Stack data structure
Same pattern
The call stack is a practical example of the stack data structure, showing last-in, first-out behavior in real programs.
Human task management
Analogy to real life
Just like people stack tasks and finish the most recent one before returning to earlier tasks, the call stack manages program tasks in a similar way.
Common Pitfalls
#1Causing infinite recursion without a base case.
Wrong approach:function recurse() { recurse(); } recurse();
Correct approach:function recurse(count) { if (count <= 0) return; recurse(count - 1); } recurse(5);
Root cause:Not providing a stopping condition causes the call stack to grow until overflow.
#2Expecting asynchronous code to run immediately on the call stack.
Wrong approach:setTimeout(() => console.log('Hi'), 0); console.log('Bye');
Correct approach:console.log('Bye'); setTimeout(() => console.log('Hi'), 0);
Root cause:Misunderstanding that asynchronous callbacks run after the current call stack clears.
#3Ignoring stack traces in error messages.
Wrong approach:throw new Error('Oops'); // without checking stack trace
Correct approach:try { throw new Error('Oops'); } catch (e) { console.log(e.stack); }
Root cause:Not using stack traces misses valuable debugging information about function calls leading to errors.
Key Takeaways
The call stack tracks function calls in a last-in, first-out order, ensuring correct execution flow.

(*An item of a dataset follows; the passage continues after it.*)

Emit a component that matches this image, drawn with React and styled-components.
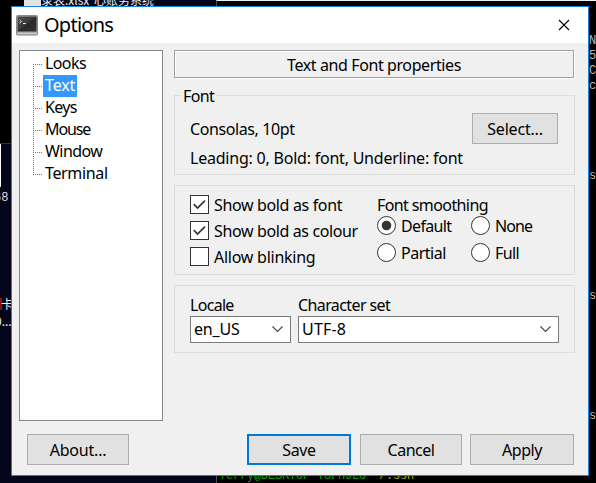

Each function call adds a frame to the stack, and returning removes it, allowing the program to resume previous tasks.
The call stack has a limited size; uncontrolled recursion can cause stack overflow errors.
Asynchronous functions leave the call stack while waiting, enabling non-blocking code execution.
Understanding the call stack is essential for debugging, optimizing, and writing efficient JavaScript code.